Why India’s Trust Is Steady: The Gelfand Tight-Loose Index
Gelfand and colleagues’ 33-nation study places India at a tightness score of 11.0, classifying it as an extremely tight culture. Tight cultures are those with strong shared norms, rules, and little tolerance for deviation. A positive orientation toward technology formed across generations in a tight culture does not erode easily under negative media coverage or ambiguous AI outputs. The durability of India’s trust trajectory across three years of global skepticism is consistent with what tight culture theory predicts. In a loose culture the same orientation might soften under pressure. In India it compounds.
What This Is
This is a set of lenses, that when taken together, point toward what technology adoption literature has consistently ignored: the orientation toward intelligent machines that a culture transmits across generations matters.

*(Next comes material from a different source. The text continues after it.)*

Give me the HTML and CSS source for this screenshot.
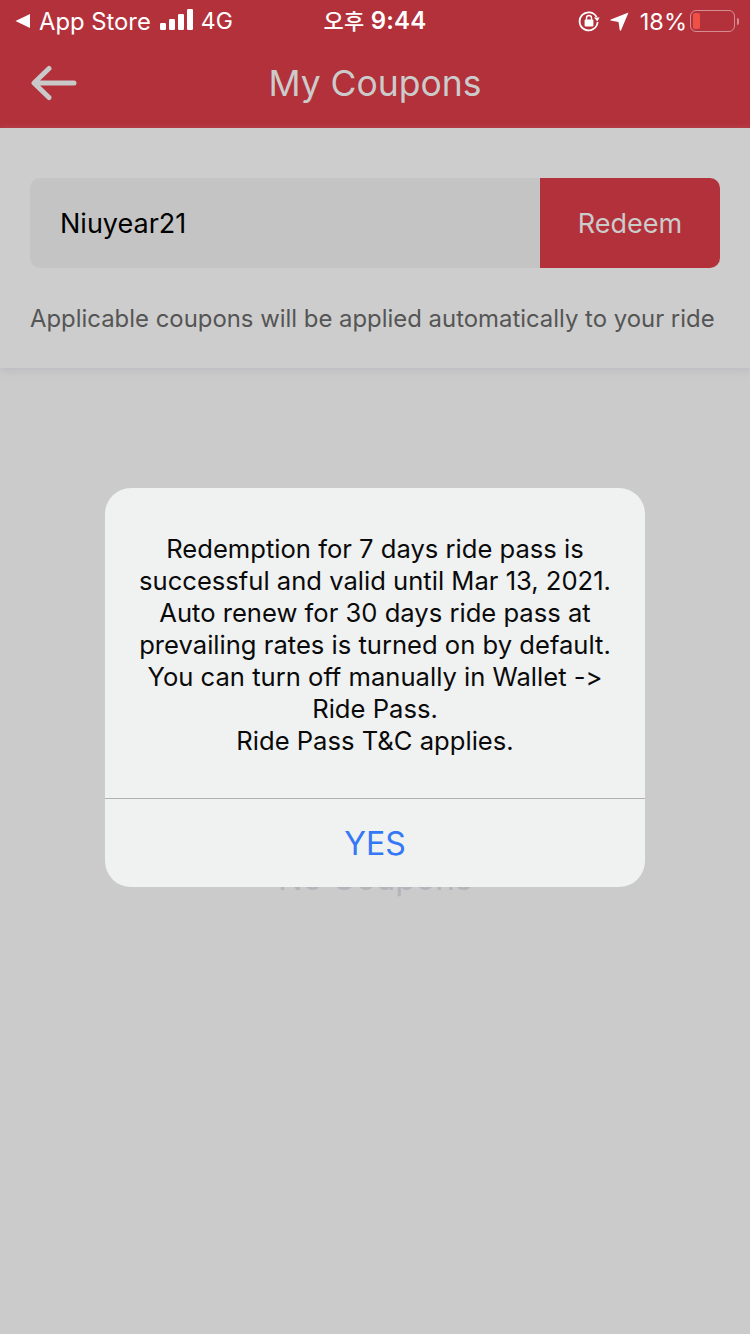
FILE: index.html
```html
<!DOCTYPE html>
<html lang="en">
<head>
<meta charset="utf-8">
<title>My Coupons</title>
<link rel="stylesheet" href="styles.css">
</head>
<body>
<div class="screen">
  <header class="header">
    <div class="status">
      <div class="status-left">
        <svg class="back-tri" width="16" height="16" viewBox="0 0 16 16"><path d="M0.5 8 L15 1 V15 Z" fill="#fff"/></svg>
        <span class="status-app">App Store</span>
        <svg class="signal" width="34" height="22" viewBox="0 0 34 22"><rect x="0" y="14" width="6" height="7" rx="1.2" fill="#fff"/><rect x="9" y="10" width="6" height="11" rx="1.2" fill="#fff"/><rect x="18" y="5" width="6" height="16" rx="1.2" fill="#fff"/><rect x="27" y="0" width="6" height="21" rx="1.2" fill="#fff"/></svg>
        <span class="status-net">4G</span>
      </div>
      <div class="status-time"><span class="ko">오후</span> 9:44</div>
      <div class="status-right">
        <svg class="lock" width="22" height="22" viewBox="0 0 22 22"><path d="M18.6 7.2 A9 9 0 1 0 19.6 12" fill="none" stroke="#fff" stroke-width="1.8"/><path d="M16 7.5 L21.6 7.5 L19.3 11.6 Z" fill="#fff"/><rect x="6.6" y="9.6" width="8.8" height="6.8" rx="1" fill="#fff"/><path d="M8.5 10 V8 A2.5 2.5 0 0 1 13.5 8 V10" fill="none" stroke="#fff" stroke-width="1.4"/></svg>
        <svg class="loc" width="19" height="19" viewBox="0 0 20 20"><path d="M19.5 0.5 L11.5 19.5 Q10.6 20 10.2 19 L9 10.6 L0.6 9 Q0 8.2 0.8 7.8 Z" fill="#fff"/></svg>
        <span class="status-pct">18%</span>
        <div class="battery"><div class="battery-level"></div></div>
        <div class="battery-tip"></div>
      </div>
    </div>
    <nav class="nav">
      <svg class="nav-back" width="46" height="36" viewBox="0 0 46 36"><path d="M43 18 H4 M18 3.5 L3 18 L18 32.5" fill="none" stroke="#c9c9c9" stroke-width="5" stroke-linecap="round" stroke-linejoin="round"/></svg>
      <h1 class="nav-title">My Coupons</h1>
    </nav>
  </header>

  <section class="panel">
    <div class="code-row">
      <div class="code-input">Niuyear21</div>
      <div class="code-btn">Redeem</div>
    </div>
    <p class="hint">Applicable coupons will be applied automatically to your ride</p>
  </section>

  <main class="empty">
    <div class="empty-label">No Coupons</div>
  </main>

  <div class="dialog">
    <div class="dialog-body">Redemption for 7 days ride pass is<br>successful and valid until Mar 13, 2021.<br>Auto renew for 30 days ride pass at<br>prevailing rates is turned on by default.<br>You can turn off manually in Wallet -&gt;<br>Ride Pass.<br>Ride Pass T&amp;C applies.</div>
    <div class="dialog-action">YES</div>
  </div>
</div>
</body>
</html>
```
FILE: styles.css
```css
* { box-sizing: border-box; }
html, body { margin: 0; padding: 0; }
body {
  width: 750px;
  height: 1334px;
  overflow: hidden;
  font-family: Inter, "Noto Sans CJK KR", sans-serif;
  font-feature-settings: "calt" 0;
}
.screen {
  position: relative;
  width: 750px;
  height: 1334px;
  background: #cbcbcb;
  display: flex;
  flex-direction: column;
}
.header {
  height: 128px;
  background: #b3313a;
  flex: none;
}
.status {
  height: 40px;
  position: relative;
  display: flex;
  align-items: center;
  justify-content: space-between;
  padding: 2px 11px 0 15px;
  color: #fff;
}
.status-left, .status-right { display: flex; align-items: center; }
.status-app { font-size: 23.8px; margin-left: 8px; }
.signal { margin-left: 9px; margin-top: -2px; }
.status-net { font-size: 23px; margin-left: 7px; }
.status-time {
  position: absolute;
  left: 0;
  right: 0;
  top: 2px;
  line-height: 38px;
  text-align: center;
  font-size: 24px;
  font-weight: 600;
  letter-spacing: 0.2px;
}
.ko { font-weight: 500; font-size: 22px; }
.loc { margin-left: 10px; }
.status-pct { font-size: 23.5px; margin-left: 11px; }
.battery {
  width: 45px;
  height: 22px;
  margin-left: 3px;
  border: 1.5px solid rgba(255,255,255,0.45);
  border-radius: 6px;
  padding: 2px;
}
.battery-level { width: 7px; height: 100%; background: #ee5146; border-radius: 2px; }
.battery-tip {
  width: 2px;
  height: 7px;
  margin-left: 2px;
  background: rgba(255,255,255,0.45);
  border-radius: 0 2px 2px 0;
}
.nav {
  height: 88px;
  position: relative;
  display: flex;
  align-items: center;
  justify-content: center;
}
.nav-back { position: absolute; left: 31px; top: 25px; }
.nav-title {
  margin: 0;
  position: relative;
  top: -1px;
  font-size: 35.5px;
  font-weight: 400;
  color: #cbcbcb;
}
.panel {
  flex: none;
  height: 240px;
  background: #cdcdcd;
  padding: 50px 30px 0;
  box-shadow: 0 3px 8px rgba(170,170,185,0.45);
}
.code-row {
  display: flex;
  height: 90px;
  border-radius: 10px;
  overflow: hidden;
}
.code-input {
  flex: 1;
  background: #c4c4c4;
  padding-left: 30px;
  font-size: 27px;
  line-height: 92px;
  color: #000;
}
.code-btn {
  width: 180px;
  background: #b3313a;
  color: #cbcbcb;
  font-size: 27px;
  line-height: 92px;
  text-align: center;
}
.hint {
  margin: 36px 0 0;
  font-size: 23.9px;
  line-height: 30px;
  color: #555;
  white-space: nowrap;
}
.empty {
  flex: 1;
  text-align: center;
  padding-top: 490px;
}
.empty-label {
  font-size: 33px;
  line-height: 40px;
  color: #b4b4bb;
}
.dialog {
  position: absolute;
  left: 105px;
  top: 488px;
  width: 540px;
  height: 399px;
  background: #f0f1f1;
  border-radius: 26px;
  display: flex;
  flex-direction: column;
}
.dialog-body {
  height: 311px;
  padding-top: 45px;
  border-bottom: 1px solid #b2b2b2;
  text-align: center;
  font-size: 25.6px;
  line-height: 32px;
  color: #0a0a0a;
  white-space: nowrap;
}
.dialog-action {
  flex: 1;
  display: flex;
  align-items: center;
  justify-content: center;
  font-size: 32px;
  color: #3478f6;
}
```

In India, that orientation has been affirming for a very long time.
The views expressed are my own and do not represent the Federal Reserve System or the Board of Governors.
References
Cohen, W. M., & Levinthal, D. A. (1990). Absorptive capacity: A new perspective on learning and innovation. Administrative Science Quarterly, 35(1), 128–152.
Fogg, B. J. (2009). A behavior model for persuasive design. Proceedings of the 4th International Conference on Persuasive Technology. ACM.

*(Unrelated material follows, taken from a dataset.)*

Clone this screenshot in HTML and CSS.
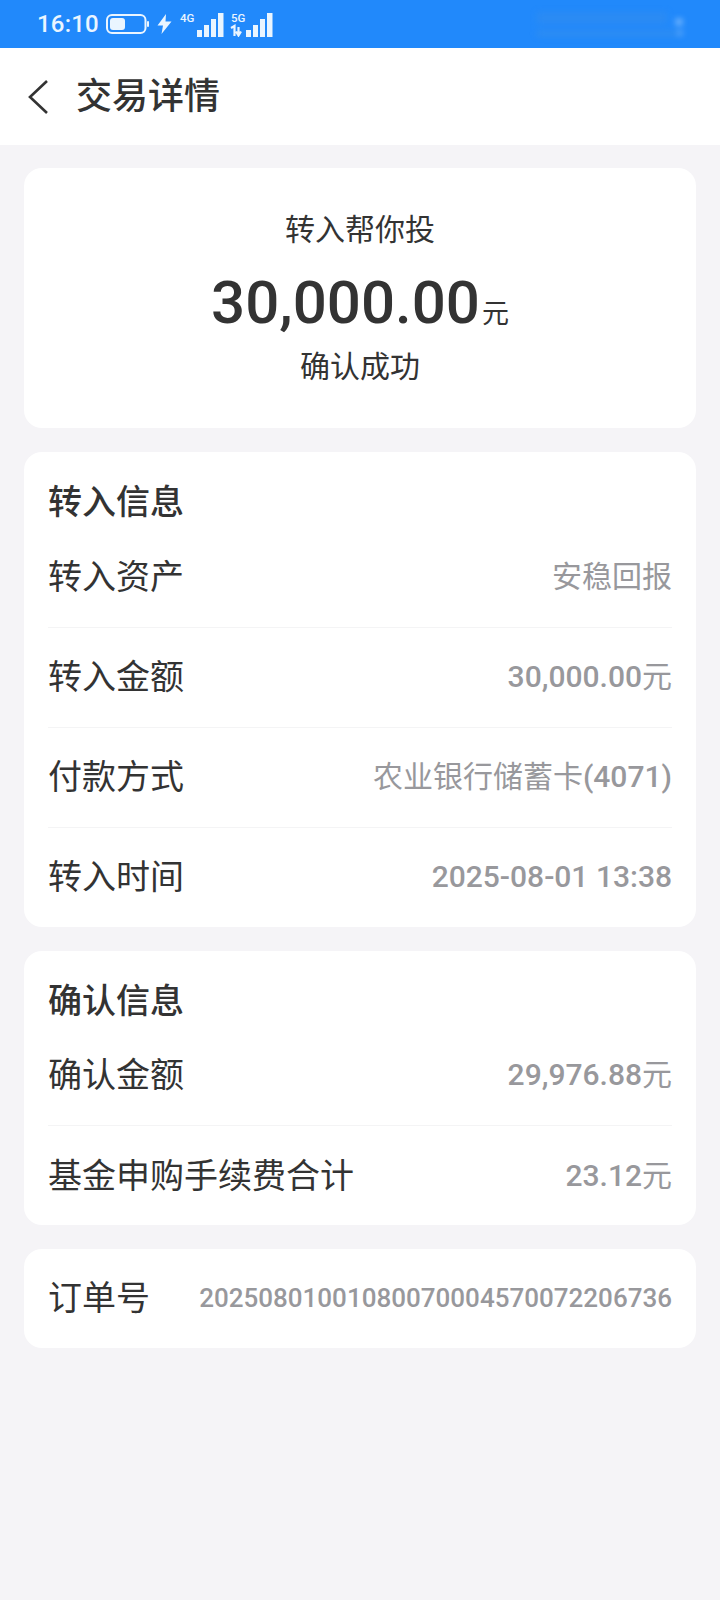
FILE: index.html
```html
<!DOCTYPE html>
<html lang="zh-CN">
<head>
<meta charset="utf-8">
<title>交易详情</title>
<link rel="stylesheet" href="styles.css">
</head>
<body>
<div class="status">
  <span class="time">16:10</span>
  <svg class="battery" width="44" height="20" viewBox="0 0 44 20"><rect x="1" y="1" width="38.5" height="18" rx="5" fill="none" stroke="#eaf5ff" stroke-width="2"/><rect x="4" y="4" width="15" height="12" rx="3" fill="#eaf5ff"/><rect x="41" y="7" width="2" height="6" rx="1" fill="#eaf5ff"/></svg>
  <svg class="bolt" width="15" height="20" viewBox="0 0 15 20"><path d="M9 0 L0.5 11.5 H6 L4.5 20 L14.5 7.5 H8.5 Z" fill="#eaf5ff"/></svg>
  <span class="signal sig4">
    <span class="net">4G</span>
    <svg width="28" height="24" viewBox="0 0 28 24"><rect x="0" y="17" width="5" height="7" fill="#eaf5ff"/><rect x="7" y="12" width="5" height="12" fill="#eaf5ff"/><rect x="14" y="6" width="5" height="18" fill="#eaf5ff"/><rect x="21" y="0" width="5.5" height="24" fill="#eaf5ff"/></svg>
  </span>
  <span class="signal sig5">
    <span class="net">5G</span>
    <svg width="44" height="24" viewBox="0 0 44 24"><path d="M1 15 L4.5 13 V23 M8.5 14 V22 M6 18.5 L8.5 22.5 L11 18.5" fill="none" stroke="#eaf5ff" stroke-width="2.2"/><rect x="16" y="17" width="5" height="7" fill="#eaf5ff"/><rect x="23" y="12" width="5" height="12" fill="#eaf5ff"/><rect x="30" y="6" width="5" height="18" fill="#eaf5ff"/><rect x="37" y="0" width="5.5" height="24" fill="#eaf5ff"/></svg>
  </span>
  <div class="smudge"><span class="smudge-a"></span><span class="smudge-b"></span><span class="smudge-dot"></span><span class="smudge-dot2"></span></div>
</div>

<header class="topbar">
  <svg class="back" width="24" height="36" viewBox="0 0 24 36"><path d="M21 2 L4 18 L21 34" fill="none" stroke="#333" stroke-width="2.6"/></svg>
  <h1 class="page-title">交易详情</h1>
</header>

<main class="content">
  <section class="card summary">
    <div class="summary-type">转入帮你投</div>
    <div class="summary-amount"><span class="big">30,000.00</span><span class="unit">元</span></div>
    <div class="summary-state">确认成功</div>
  </section>

  <section class="card">
    <h2 class="card-title">转入信息</h2>
    <div class="row"><span class="label">转入资产</span><span class="value">安稳回报</span></div>
    <div class="row"><span class="label">转入金额</span><span class="value"><b>30,000.00</b>元</span></div>
    <div class="row"><span class="label">付款方式</span><span class="value">农业银行储蓄卡<b>(4071)</b></span></div>
    <div class="row"><span class="label">转入时间</span><span class="value"><b>2025-08-01 13:38</b></span></div>
  </section>

  <section class="card">
    <h2 class="card-title">确认信息</h2>
    <div class="row"><span class="label">确认金额</span><span class="value"><b>29,976.88</b>元</span></div>
    <div class="row"><span class="label">基金申购手续费合计</span><span class="value"><b>23.12</b>元</span></div>
  </section>

  <section class="card order">
    <span class="label">订单号</span><span class="value order-no"><b>20250801001080070004570072206736</b></span>
  </section>
</main>
</body>
</html>
```
FILE: styles.css
```css
* { box-sizing: border-box; }
html, body { margin: 0; padding: 0; }
body {
  width: 720px;
  height: 1600px;
  overflow: hidden;
  background: #f5f4f7;
  color: #333;
  font-family: Roboto, "Noto Sans CJK SC", sans-serif;
}
.status {
  height: 48px;
  background: #2189fb;
  display: flex;
  align-items: center;
  padding-left: 37px;
  color: #eaf5ff;
}
.time { font-size: 24px; font-weight: 500; width: 69px; letter-spacing: 0.2px; }
.bolt { margin-left: 7px; }
.signal { position: relative; display: flex; align-items: flex-end; height: 24px; margin-top: 2px; }
.sig4 { margin-left: 25px; }
.sig5 { margin-left: 5px; width: 44px; }
.net {
  position: absolute;
  top: 0;
  font-size: 11.5px;
  font-weight: 500;
  line-height: 10px;
}
.sig4 .net { left: -17px; }
.sig5 .net { left: 1px; }
.smudge { position: relative; margin-left: auto; margin-right: 38px; width: 145px; height: 26px; filter: blur(3px); }
.smudge-a { position: absolute; left: 0; top: 1px; width: 130px; height: 12px; background: #3a8ee8; opacity: .4; }
.smudge-b { position: absolute; left: 0; top: 20px; width: 142px; height: 5px; background: #3f92e6; opacity: .5; }
.smudge-dot { position: absolute; right: 0; top: 8px; width: 6px; height: 6px; border-radius: 50%; background: #a9d3ff; }
.smudge-dot2 { position: absolute; right: 0; top: 20px; width: 4px; height: 4px; border-radius: 50%; background: #a9d3ff; }

.topbar {
  height: 97px;
  background: #fff;
  display: flex;
  align-items: center;
  padding-left: 26px;
}
.back { flex: none; }
.page-title {
  margin: 0 0 0 26px;
  font-size: 36px;
  font-weight: 500;
  line-height: 44px;
  color: #333;
}

.content {
  padding: 23px 24px 0;
  display: flex;
  flex-direction: column;
  gap: 24px;
}
.card {
  background: #fff;
  border-radius: 18px;
  padding: 0 24px;
}
.summary {
  height: 260px;
  display: flex;
  flex-direction: column;
  align-items: center;
  padding-top: 40px;
}
.summary-type { font-size: 30px; line-height: 44px; }
.summary-amount { display: flex; align-items: baseline; margin-top: 15px; line-height: 72px; }
.big { font-size: 60px; font-weight: 500; color: #333; }
.unit { font-size: 27px; margin-left: 2px; }
.summary-state { font-size: 30px; line-height: 44px; margin-top: -5px; }

.card-title {
  margin: 0;
  height: 74.5px;
  padding-top: 25px;
  font-size: 34px;
  font-weight: 500;
  line-height: 50px;
  color: #333;
}
.row {
  height: 100px;
  display: flex;
  align-items: center;
  justify-content: space-between;
}
.row + .row { border-top: 1px solid #f4f4f5; }
.label { font-size: 34px; line-height: 44px; color: #333; }
.value { font-size: 30px; line-height: 44px; color: #98989c; white-space: nowrap; }
.value b { font-weight: 500; }
.order {
  height: 99px;
  margin-top: -0.5px;
  display: flex;
  align-items: center;
  justify-content: space-between;
}
.order-no { font-size: 26px; }
```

Gelfand, M. J., et al. (2011). Differences between tight and loose cultures: A 33-nation study. Science, 332(6033), 1100–1104.

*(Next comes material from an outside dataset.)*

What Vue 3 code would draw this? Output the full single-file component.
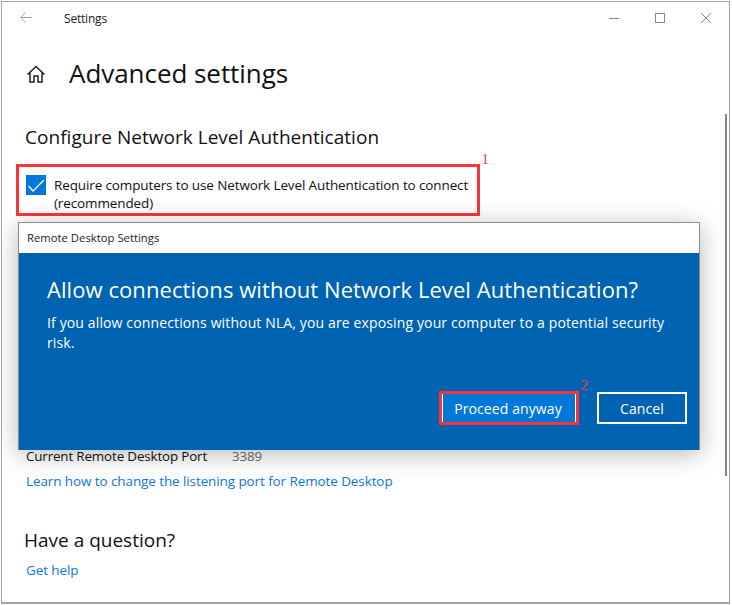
<script setup>
</script>

<template>
  <div class="window">
    <header class="titlebar">
      <svg class="back" width="12" height="11" viewBox="0 0 12 11"><path d="M5.500 .5 .8 5.500l4.700 5M.8 5.500H12" fill="none" stroke="#a0a0a0" stroke-width="1"/></svg>
      <span class="app-name">Settings</span>
      <div class="controls">
        <svg width="12" height="12" viewBox="0 0 12 12"><path d="M1 6.500H11" stroke="#8a8a8a" stroke-width="1"/></svg>
        <svg width="12" height="12" viewBox="0 0 12 12"><rect x="1.500" y="1.500" width="9" height="9" fill="none" stroke="#8a8a8a"/></svg>
        <svg width="12" height="12" viewBox="0 0 12 12"><path d="M1 1 11 11M11 1 1 11" stroke="#8a8a8a" stroke-width="1"/></svg>
      </div>
    </header>
    <main class="content">
      <div class="page-title">
        <svg class="home" width="20" height="18" viewBox="0 0 20 18"><path d="M1.500 9.500 10 1.500l8.500 8M4 7.500V17h4v-6h4v6h4V7.500" fill="none" stroke="#222" stroke-width="1.500"/></svg>
        <h1>Advanced settings</h1>
      </div>
      <h2>Configure Network Level Authentication</h2>
      <div class="nla-wrap">
        <div class="nla">
          <span class="checkbox"><svg width="20" height="20" viewBox="0 0 20 20"><path d="M2.500 11 7 16 18 5" fill="none" stroke="#fff" stroke-width="1.300"/></svg></span>
          <span class="nla-text">Require computers to use Network Level Authentication to connect<br>(recommended)</span>
        </div>
        <span class="mark mark-one">1</span>
      </div>
      <div class="port-row"><span>Current Remote Desktop Port</span><span class="port">3389</span></div>
      <a class="link port-link">Learn how to change the listening port for Remote Desktop</a>
      <h3>Have a question?</h3>
      <a class="link">Get help</a>
    </main>
    <div class="scrollbar"></div>

    <section class="dialog">
      <div class="dialog-title">Remote Desktop Settings</div>
      <div class="dialog-body">
        <h4>Allow connections without Network Level Authentication?</h4>
        <p>If you allow connections without NLA, you are exposing your computer to a potential security risk.</p>
        <div class="actions">
          <div class="proceed-wrap">
            <button class="btn primary">Proceed anyway</button>
            <span class="mark mark-two">2</span>
          </div>
          <button class="btn">Cancel</button>
        </div>
      </div>
    </section>
  </div>
</template>

<style>
html, body { margin: 0; background: #fff; }
</style>

<style scoped>
.window {
  position: relative;
  box-sizing: border-box;
  width: 729px;
  height: 603px;
  margin: 1px 0 0 1px;
  border: 1px solid #a3a3a3;
  border-bottom-width: 2px;
  background: #fff;
  color: #111;
  font-family: "Open Sans", "Noto Sans", sans-serif;
  overflow: hidden;
}
.titlebar {
  display: flex;
  align-items: center;
  height: 32px;
}
.back { margin-left: 18px; margin-top: -1px; }
.app-name { margin-left: 32px; font-size: 12px; letter-spacing: -0.2px; margin-top: 0; color: #222; }
.controls {
  display: flex;
  gap: 34px;
  margin-left: auto;
  margin-right: 17px;
  margin-top: 0;
}
.content { padding-left: 23px; }
.page-title { display: flex; align-items: center; margin-top: 11px; height: 56px; }
.home { margin-left: 1px; margin-top: 2px; }
h1 { margin: 0 0 0 23px; font-size: 26px; font-weight: 400; line-height: 36px; letter-spacing: -0.050px; color: #111; }
h2 { margin: 22px 0 0 0; font-size: 19px; font-weight: 400; line-height: 28px; letter-spacing: 0.030px; }
.nla-wrap { position: relative; margin: 13px 0 0 -9px; width: 464px; }
.nla {
  box-sizing: border-box;
  display: flex;
  gap: 8px;
  height: 52px;
  padding: 8px 0 0 7px;
  border: 3px solid #f7363b;
}
.checkbox { flex: none; width: 20px; height: 20px; background: #0078d7; }
.checkbox svg { display: block; }
.nla-text { font-size: 13.500px; line-height: 18px; letter-spacing: -0.120px; white-space: nowrap; margin-top: 1px; }
.mark { position: absolute; font-family: "Liberation Serif", serif; font-size: 15px; color: #f7363b; }
.mark-one { right: -9px; top: -13px; }
.port-row { display: flex; margin-top: 230px; font-size: 13.400px; letter-spacing: -0.150px; line-height: 20px; margin-left: 1px; }
.port { margin-left: 25px; color: #6b6b6b; }
.link { display: block; color: #0f78d4; font-size: 13.500px; letter-spacing: -0.100px; line-height: 20px; margin-left: 1px; }
.port-link { margin-top: 5px; }
h3 { margin: 36px 0 0 -1px; font-size: 19px; font-weight: 400; line-height: 26px; }
h3 + .link { margin-top: 7px; }
.scrollbar { position: absolute; left: 723px; top: 112px; width: 2px; height: 362px; background: #858585; }
.dialog {
  position: absolute;
  left: 16px;
  top: 220px;
  width: 682px;
  height: 228px;
  box-sizing: border-box;
  border: 1px solid #8d8d8d;
  border-bottom: 0;
  background: #fff;
  box-shadow: 0 4px 24px rgba(0,0,0,.28);
  display: flex;
  flex-direction: column;
}
.dialog-title { flex: none; height: 30px; line-height: 29px; padding-left: 8px; font-size: 11.300px; color: #222; }
.dialog-body { flex: 1; background: #0063b1; color: #fff; padding: 18px 12px 0 28px; display: flex; flex-direction: column; }
h4 { margin: 0; font-size: 22px; font-weight: 400; line-height: 36px; letter-spacing: 0.070px; white-space: nowrap; }
p { margin: 6px 0 0; font-size: 14px; line-height: 20px; letter-spacing: 0.130px; width: 630px; }
.actions { display: flex; justify-content: flex-end; align-items: center; gap: 18px; margin-top: 38px; }
.proceed-wrap { position: relative; }
.btn {
  box-sizing: border-box;
  display: block;
  width: 90px;
  height: 32px;
  background: transparent;
  border: 2px solid #fff;
  color: #fff;
  font: inherit;
  font-size: 14px;
  letter-spacing: 0.100px;
  padding: 0;
}
.btn.primary {
  width: 140px;
  height: 34px;
  padding-right: 2px;
  background: #0078d7;
  border: 3px solid #f7363b;
  box-shadow: inset 1px 0 #fff, inset -1px 0 #fff;
}
.mark-two { right: -9px; top: -14px; }
</style>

George, K. M., & Narayan, K. (2022). Technophany and its publics: Artisans, technicians, and the rise of Vishwakarma worship in India. The Journal of Asian Studies, 1–19.
Mayor, A. (2018). Gods and robots: Myths, machines, and ancient dreams of technology. Princeton University Press.
Stack Overflow. (2023, 2024, 2025). Stack Overflow Developer Survey. Stack Overflow. survey.stackoverflow.co/2025.
WIPO. (2025). Global Innovation Index 2025. World Intellectual Property Organization. wipo.int/web-publications/global-innovation-index-2025.